Überleben ist dabei der zentrale Punkt bei der Sache: Plotmäßig nutzt Arcadia nämlich eine spezielle Variante des „feindliche Außerirdische“-Trope, das über die Jahrzehnte durchaus auf verschiedene Weisen Interpretiert wurde. (Ich selbst denke dabei jetzt gerade an einige sehr spezifische X-Files-Folgen aus den 90ern, aber ich glaube, dass ein solche Trope durchaus schon früher und noch älter sein dürfte.) Ich will bei so etwas nicht zu sehr ins Detail gehen, denn ich denke, dass entsprechende Leserschaft sich die genaue Überraschung des Aliens aufheben wollen.
Von daher ist hierbei natürlich nicht der Alien-Aspekt der interessante Teil der Geschichte. (Zumal das Spiel mit Aspekten des Horror-Genres einen ganz anderen Fokus setzt: Interessant ist nicht die Frage, was verursacht den Schrecken der Todesangst, welcher ja immer das tragende Element des Horrors als Genre ist. Vielmehr ist die Frage: Wie reagieren die Protagonisten der Geschichte darauf und was Qualifiziert sie am Ende zum „Final Girl“, um jetzt einen Begriff des Slasher-Subgenre zu missbrauchen.) Und das ist am Ende gerade in dem Zusammenspiel der Dreien zu beobachten. White bringt den notwendigen Zynismus mit sich, Maria spielt als weiblicher Teil den Panik-Modus und Jyrki ist der Mann fürs Grobe. Insgesamt wird eine Menge spekuliert und es kommt immer wieder zu neuen Szenen mit dem entsprechenden Alien-Organismus, die immer mehr und mehr die totale Überforderung der Drei unterstreichen, weil scheinbar jedes reguläre Mittel versagt. (Und die wenigen Möglichkeiten, die wirken, sind äußerst begrenzt vorhanden.)
Insofern baut sich langsam eine gewisse Spirale aus milder Paranoia und steigender Gewaltbereitschaft auf, in der immer wieder die direkte Gefahr im Nacken beschrieben wird, der aber gewisse, neue Aspekte folgen, da dem „Haupttrio“ immer wieder vor Augen geführt wird, wie knapp sie letzten Endes der Gefahr nur ausgewichen sind.
Wenn wir das hier bemühte Schema weiterhin mit dem Film vergleichen wollen, ist der hier genutzte Effekt mit dem Stilmittel des so genannten „Jump-Scares“. Es wird mehr mit dem schrecken der plötzlichen Überraschung gespielt, als das ein permanentes, ansteigendes Gefühl des langsam erwachsenden Unwohlseins aufgebaut wird.

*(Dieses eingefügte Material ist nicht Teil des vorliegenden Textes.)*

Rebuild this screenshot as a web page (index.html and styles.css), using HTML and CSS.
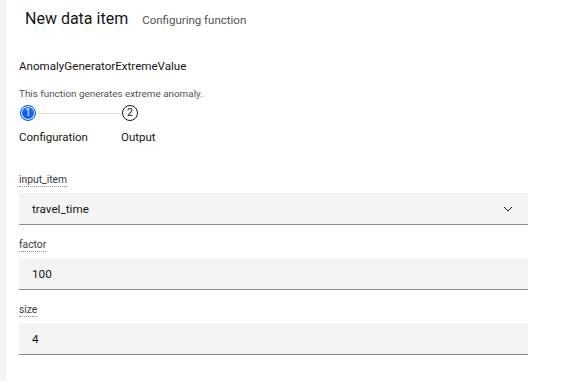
FILE: index.html
```html
<!DOCTYPE html>
<html lang="en">
<head>
  <meta charset="UTF-8">
  <title>New data item</title>
  <link rel="stylesheet" href="styles.css">
</head>
<body>
  <div class="rail"></div>

  <main class="panel">
    <header class="head">
      <h1>New data item</h1>
      <span class="sub">Configuring function</span>
    </header>

    <h2 class="fn-name">AnomalyGeneratorExtremeValue</h2>
    <p class="fn-desc">This function generates extreme anomaly.</p>

    <div class="steps">
      <div class="step current">
        <div class="marker">
          <span class="dot">1</span>
          <span class="line"></span>
        </div>
        <span class="step-label">Configuration</span>
      </div>
      <div class="step">
        <div class="marker">
          <span class="dot">2</span>
        </div>
        <span class="step-label">Output</span>
      </div>
    </div>

    <form class="fields">
      <div class="field">
        <label>input_item</label>
        <div class="control select">
          <span>travel_time</span>
          <svg width="16" height="16" viewBox="0 0 16 16"><path d="M4 6l4 4 4-4" fill="none" stroke="#161616" stroke-width="1"/></svg>
        </div>
      </div>
      <div class="field">
        <label>factor</label>
        <div class="control"><span>100</span></div>
      </div>
      <div class="field">
        <label>size</label>
        <div class="control"><span>4</span></div>
      </div>
    </form>
  </main>
</body>
</html>
```

FILE: styles.css
```css
* { box-sizing: border-box; }

body {
  margin: 0;
  display: flex;
  min-height: 381px;
  font-family: Roboto, sans-serif;
  color: #161616;
  background: #fff;
}

.rail {
  width: 6px;
  background: #f4f4f4;
  flex-shrink: 0;
}

.panel {
  flex: 1;
  padding: 0 57px 0 13px;
}

.head {
  display: flex;
  align-items: baseline;
  gap: 14px;
  margin-top: 8px;
  padding-left: 6px;
  height: 22px;
  line-height: 22px;
}

.head h1 {
  margin: 0;
  font-size: 16px;
  font-weight: 400;
  color: #161616;
}

.sub {
  font-size: 11.5px;
  color: #525252;
}

.fn-name {
  margin: 28px 0 0;
  font-size: 11.6px;
  font-weight: 400;
  line-height: 16px;
}

.fn-desc {
  margin: 13px 0 0;
  font-size: 9.9px;
  line-height: 14px;
  color: #525252;
}

.steps {
  display: flex;
  margin-top: 3px;
}

.step {
  display: flex;
  flex-direction: column;
  width: 102px;
}

.marker {
  display: flex;
  align-items: center;
  height: 18px;
  padding-left: 1px;
}

.dot {
  width: 16px;
  height: 16px;
  border-radius: 50%;
  border: 1px solid #161616;
  font-size: 10.5px;
  line-height: 14px;
  text-align: center;
  flex-shrink: 0;
}

.current .dot {
  background: #0f62fe;
  border: 1px solid #0f62fe;
  box-shadow: inset 0 0 0 1px #fff;
  color: #fff;
}

.line {
  flex: 1;
  height: 1px;
  background: #e0e0e0;
  margin: 0 0 0 2px;
}

.step-label {
  margin-top: 7px;
  font-size: 11.5px;
  line-height: 16px;
}

.fields {
  margin-top: 28px;
}

.field {
  display: flex;
  flex-direction: column;
  align-items: flex-start;
  margin-bottom: 13px;
}

.field label {
  font-size: 10.3px;
  line-height: 13px;
  color: #393939;
  border-bottom: 1px dotted #8d8d8d;
  margin-bottom: 6px;
}

.control {
  align-self: stretch;
  display: flex;
  align-items: center;
  justify-content: space-between;
  height: 32px;
  padding: 0 12px 0 13px;
  background: #f4f4f4;
  border-bottom: 1px solid #8d8d8d;
  font-size: 11.7px;
}
```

Das ist dabei nicht unbedingt schlecht: Vielmehr passt es in der hier bemühten Thematik und den hier aufgebauten Tropes durchaus.
Hinzu kommt noch der sehr gut lesbare, flüssige Schreibstil des Autors, der die Geschichte abrundet.

Fazit

Wer eine Neuerfindung des Rades erwartet, wird hier natürlich nicht fündig werden. Die zentralere Frage bei solchen Geschichten ist eher, ob sie in dem Bereich, in dem sie stattfindet zum einen Unterhalten kann, zum anderen eventuell sogar etwas neues hinzufügt. Die zweite Frage müssen andere beantworten, die sich mit dem entsprechenden Trope der hiesigen Geschichte (ich bin mir nicht ganz sicher, aber ich meine, mal den Begriff „Bodysnatcher“ in diesem Zusammenhang gehört zu haben) besser auskennen. Grundsätzlich aber schafft die Geschichte das Unterhaltungskriterium auf jeden Fall. Auch wenn man sich dabei der Tatsache stellen muss, dass der Protagonist eher einer von der Sorte ist, die man aufgrund seiner inneren Einstellung nur all zu gerne leiden sieht. (Respektive in diesem Fall: Leiden liest.)